Prachtig verhaal. Ik herinner mij dat mijn vader op die aardappelschuiten vaarde. Als die gleufhoeden even niet keken, dan schepte hij de nodige aardappelen op de grond zodat de mensen in ieder geval weer een maaltje hadden. Wij woonde toen (oorlogswinter) in de Diamantstraat. Later zijn we naar het Afrikanerplein verhuisd. We gingen iedere week met het pontje over bij de Marcusstraat naar de Diamantstraat. Daar woonde onze familie. Wij moesten met twee gezinnen in een betrekkelijk kleine woning omdat mijn vader bij de voedselvoorziening werkte en mijn oom en tante (kind van 8 plus baby) anders geen eten hadden. Een droevige tijd, maar ook een warme tijd met veel genegenheid naar elkaar. Als mama kookte (fornuis in de kamer) en dat gebeurde 's nachts, dan moesten wij de volgende dag altijd eten brengen bij de buurjongens van Volmer die beneden woonden en werkelijk uitgehongerd waren. Mijn moeder heeft er levens lang een trauma aan overgehouden en kon de laatste jaren van haar leven niet meer lopen en leefde van stoel op bed. Met name de joden heeft diep ingegrepen in haar leven. Zij heeft dat verdriet niet aangekund.
Al met al een fijne tijd later op het Afrikanerplein gehad.

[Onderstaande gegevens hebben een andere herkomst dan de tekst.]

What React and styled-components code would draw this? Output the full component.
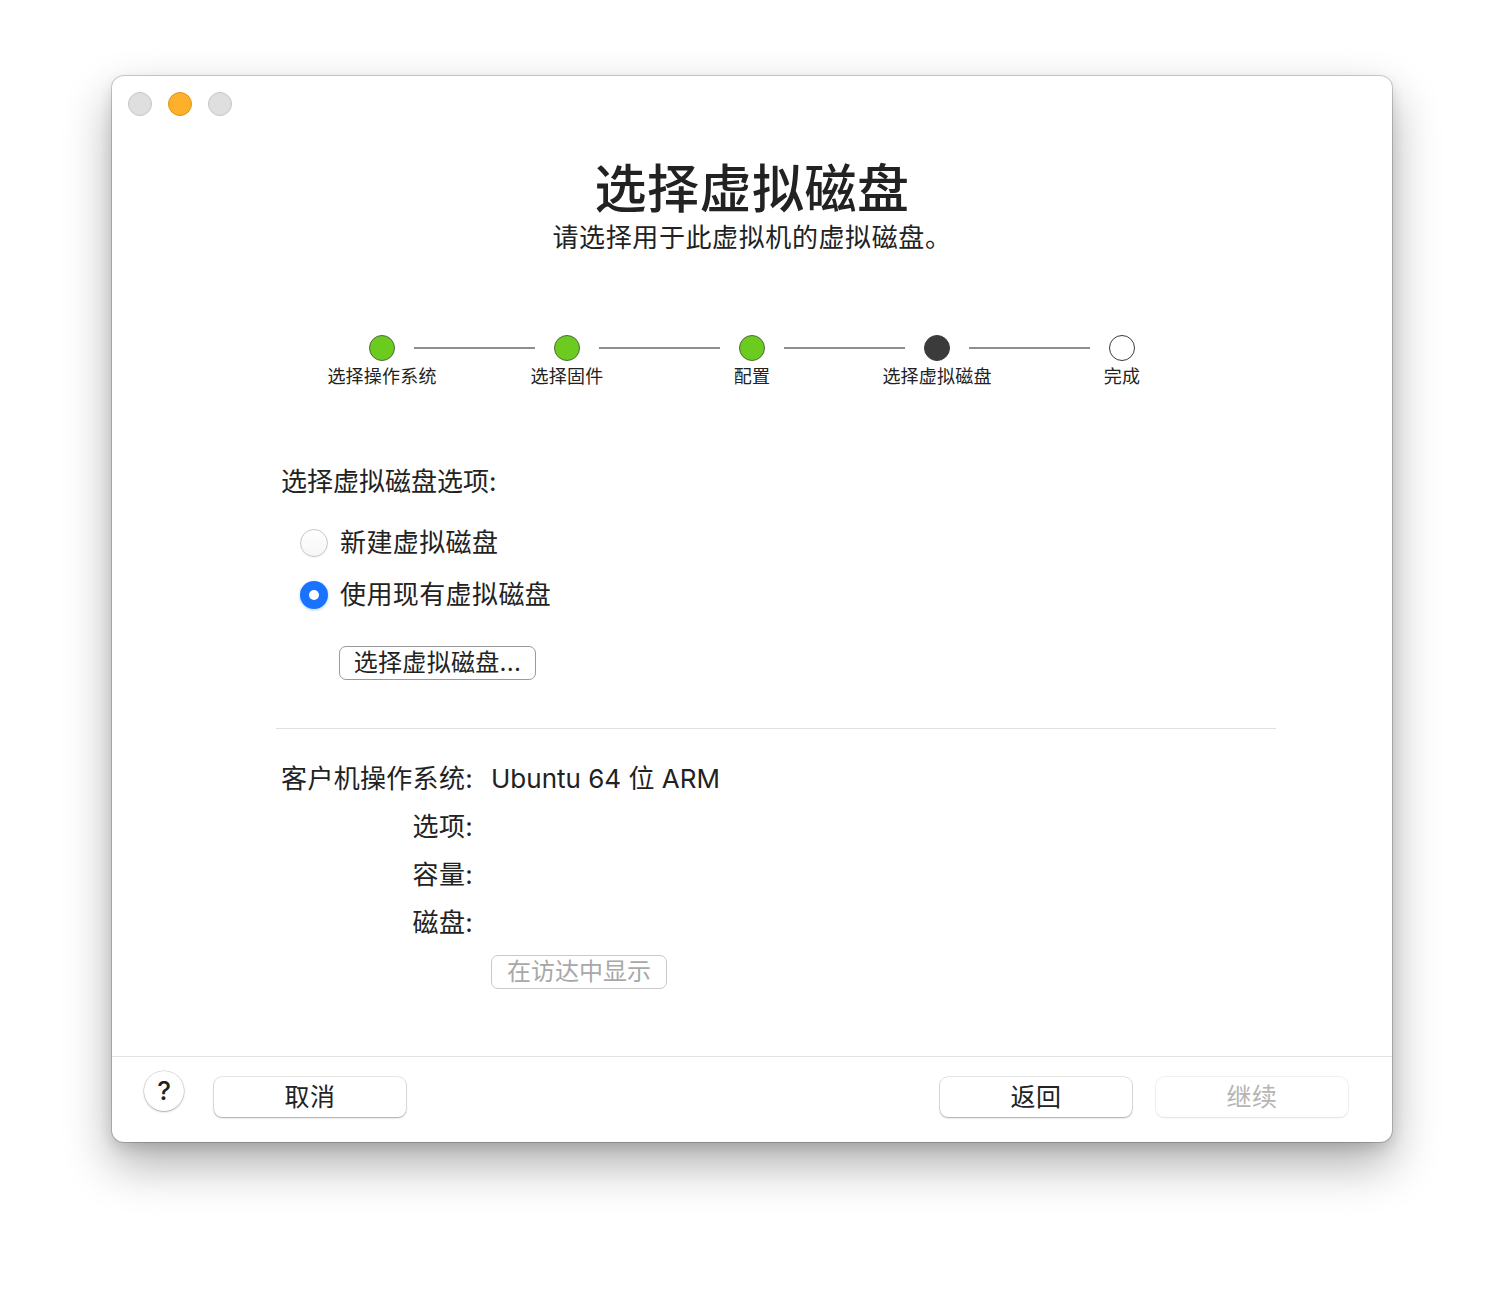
import React from "react";
import styled, { createGlobalStyle } from "styled-components";

const Global = createGlobalStyle`
  html, body { margin: 0; padding: 0; background: #ffffff; }
  body { font-family: Inter, "Noto Sans CJK SC", "Noto Sans", sans-serif; color: #222; }
  * { box-sizing: border-box; }
`;

const Page = styled.div`
  width: 1504px;
  height: 1290px;
  display: flex;
  justify-content: center;
  padding-top: 76px;
`;

const Window = styled.div`
  width: 1280px;
  height: 1066px;
  background: #fff;
  border-radius: 12px;
  box-shadow: 0 0 0 1px rgba(0,0,0,0.18), 0 22px 48px rgba(0,0,0,0.32), 0 6px 14px rgba(0,0,0,0.12);
  display: flex;
  flex-direction: column;
  overflow: hidden;
`;

const TitleBar = styled.div`
  height: 56px;
  display: flex;
  align-items: center;
  gap: 16px;
  padding-left: 16px;
`;

const Light = styled.span`
  width: 24px;
  height: 24px;
  border-radius: 50%;
  background: ${p => p.$c};
  border: 1px solid ${p => p.$b};
`;

const Main = styled.div`
  flex: 1;
  display: flex;
  flex-direction: column;
`;

const Title = styled.h1`
  margin: 28px 0 0;
  font-size: 52px;
  line-height: 60px;
  font-weight: 500;
  text-align: center;
  color: #222;
  letter-spacing: 0.5px;
`;

const Subtitle = styled.p`
  margin: 2px 0 0;
  font-size: 26px;
  line-height: 32px;
  text-align: center;
  color: #222;
  letter-spacing: 0.6px;
`;

const Steps = styled.div`
  margin: 81px auto 0;
  display: grid;
  grid-template-columns: repeat(5, 185px);
`;

const Step = styled.div`
  position: relative;
  display: flex;
  flex-direction: column;
  align-items: center;
  gap: 4px;
  &:not(:last-child)::after {
    content: "";
    position: absolute;
    top: 12px;
    left: calc(50% + 32px);
    width: 121px;
    height: 2px;
    background: #8e8e8e;
  }
`;

const Dot = styled.span`
  width: 26px;
  height: 26px;
  border-radius: 50%;
  background: ${p => (p.$state === "done" ? "#6bcb1f" : p.$state === "current" ? "#3b3b3b" : "#fff")};
  border: 1px solid ${p => (p.$state === "done" ? "#4c6b36" : "#3b3b3b")};
`;

const StepLabel = styled.span`
  font-size: 18px;
  line-height: 24px;
  color: #222;
  letter-spacing: 0.2px;
`;

const Content = styled.div`
  padding-left: 169px;
  display: flex;
  flex-direction: column;
  align-items: flex-start;
`;

const SectionLabel = styled.div`
  margin-top: 77px;
  font-size: 26px;
  line-height: 32px;
`;

const RadioList = styled.div`
  margin-top: 27px;
  margin-left: 19px;
  display: flex;
  flex-direction: column;
  gap: 16px;
`;

const RadioRow = styled.label`
  display: flex;
  align-items: center;
  gap: 12px;
  font-size: 26px;
  line-height: 36px;
  letter-spacing: 0.4px;
`;

const RadioCircle = styled.span`
  width: 28px;
  height: 28px;
  border-radius: 50%;
  display: flex;
  align-items: center;
  justify-content: center;
  ${p =>
    p.$on
      ? `background: #1a73ff; box-shadow: 0 1px 3px rgba(26,115,255,0.35);`
      : `background: linear-gradient(#fff, #f6f6f6); border: 1px solid #c8c8c8; box-shadow: 0 1px 1px rgba(0,0,0,0.06);`}
  &::after {
    content: "";
    display: ${p => (p.$on ? "block" : "none")};
    width: 10px;
    height: 10px;
    border-radius: 50%;
    background: #fff;
  }
`;

const PushButton = styled.button`
  font-family: inherit;
  font-size: ${p => p.$size || 24}px;
  line-height: 30px;
  height: 34px;
  padding: 0 12px;
  background: #fff;
  color: ${p => (p.$disabled ? "#a8a8a8" : "#222")};
  border: 1.5px solid ${p => (p.$disabled ? "#c9c9c9" : "#9a9a9a")};
  border-radius: 7px;
`;

const ChooseButton = styled(PushButton)`
  margin-top: 33px;
  margin-left: 58px;
  width: 197px;
  letter-spacing: 0.3px;
`;

const Divider = styled.hr`
  margin: 48px 0 0 164px;
  width: 1000px;
  border: 0;
  height: 1px;
  background: #e0e0e0;
`;

const Info = styled.div`
  margin: 23px 0 0 169px;
  display: grid;
  grid-template-columns: 192px auto;
  column-gap: 18px;
  grid-auto-rows: 48px;
  align-items: center;
  font-size: 26px;
`;

const InfoLabel = styled.span`
  text-align: right;
  white-space: nowrap;
  letter-spacing: 0.3px;
`;

const InfoValue = styled.span`
  font-size: 26px;
  white-space: nowrap;
`;

const RevealButton = styled(PushButton)`
  grid-column: 2;
  justify-self: start;
  margin-top: 7px;
  width: 176px;
`;

const Footer = styled.div`
  height: 86px;
  border-top: 1px solid #e2e2e2;
  display: flex;
  align-items: flex-start;
  padding: 20px 44px 0 32px;
`;

const HelpButton = styled.button`
  width: 40px;
  height: 40px;
  border-radius: 50%;
  border: none;
  background: #fff;
  box-shadow: 0 0 0 0.5px rgba(0,0,0,0.2), 0 1px 2px rgba(0,0,0,0.25);
  font-family: Inter, "Noto Sans", sans-serif;
  font-size: 26px;
  font-weight: 500;
  color: #222;
  display: flex;
  align-items: center;
  justify-content: center;
  padding: 0 0 2px;
  margin-top: -6px;
`;

const FooterButton = styled.button`
  width: 192px;
  height: 40px;
  border-radius: 8px;
  border: none;
  background: #fff;
  box-shadow: 0 0 0 0.5px rgba(0,0,0,${p => (p.$disabled ? 0.1 : 0.18)}), 0 1px 2px rgba(0,0,0,${p => (p.$disabled ? 0.08 : 0.28)});
  font-family: inherit;
  font-size: 25px;
  padding: 0 0 4px;
  letter-spacing: 0.5px;
  color: ${p => (p.$disabled ? "#b5b5b5" : "#222")};
  margin-left: ${p => p.$ml || 0}px;
`;

const Spacer = styled.div`
  flex: 1;
`;

const steps = [
  { label: "选择操作系统", state: "done" },
  { label: "选择固件", state: "done" },
  { label: "配置", state: "done" },
  { label: "选择虚拟磁盘", state: "current" },
  { label: "完成", state: "todo" },
];

export default function App() {
  return (
    <>
      <Global />
      <Page>
        <Window>
          <TitleBar>
            <Light $c="#dfdfdf" $b="#c6c6c6" />
            <Light $c="#fdb02b" $b="#dd9516" />
            <Light $c="#dfdfdf" $b="#c6c6c6" />
          </TitleBar>
          <Main>
            <Title>选择虚拟磁盘</Title>
            <Subtitle>请选择用于此虚拟机的虚拟磁盘。</Subtitle>
            <Steps>
              {steps.map(s => (
                <Step key={s.label}>
                  <Dot $state={s.state} />
                  <StepLabel>{s.label}</StepLabel>
                </Step>
              ))}
            </Steps>
            <Content>
              <SectionLabel>选择虚拟磁盘选项:</SectionLabel>
              <RadioList>
                <RadioRow>
                  <RadioCircle />
                  新建虚拟磁盘
                </RadioRow>
                <RadioRow>
                  <RadioCircle $on />
                  使用现有虚拟磁盘
                </RadioRow>
              </RadioList>
              <ChooseButton>选择虚拟磁盘...</ChooseButton>
            </Content>
            <Divider />
            <Info>
              <InfoLabel>客户机操作系统:</InfoLabel>
              <InfoValue>Ubuntu 64 位 ARM</InfoValue>
              <InfoLabel>选项:</InfoLabel>
              <span />
              <InfoLabel>容量:</InfoLabel>
              <span />
              <InfoLabel>磁盘:</InfoLabel>
              <span />
              <RevealButton $disabled>在访达中显示</RevealButton>
            </Info>
          </Main>
          <Footer>
            <HelpButton>?</HelpButton>
            <FooterButton $ml={30}>取消</FooterButton>
            <Spacer />
            <FooterButton>返回</FooterButton>
            <FooterButton $ml={24} $disabled>继续</FooterButton>
          </Footer>
        </Window>
      </Page>
    </>
  );
}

En een heerlijke tijd op de Oranje Vrijstaatschool bij juffrouw Hund. Een vrouw die een voorbeeld is geweest voor mijn hele leven. Ook zij was het die ons het respect bijgebracht heeft voor alle weggevoerde joden. Wij hadden dan op de speelplaats, bij de herdenkingsbank ieder jaar een defilee (verplicht bloemen meebrengen). Dank U juffrouw Hund!!!!!!

Visitor

Nico Groen

Bedankt, Mary, voor je verhaal, dat ik net heb ontdekt. De foto erbij, van je broer Leen en mijn moeder, gaf me een aardige schok. Ik zat als enig kind uit het gezin-Groen in die tijd elders in het land ondergedoken, maar ken de situatie aan Weesperzijde 108 uit hun verhalen nog heel goed. Jullie gezin heeft fantastisch werk gedaan in de oorlog, volstrekt onbaatzuchtig. We hadden na de oorlog veel contact met jullie.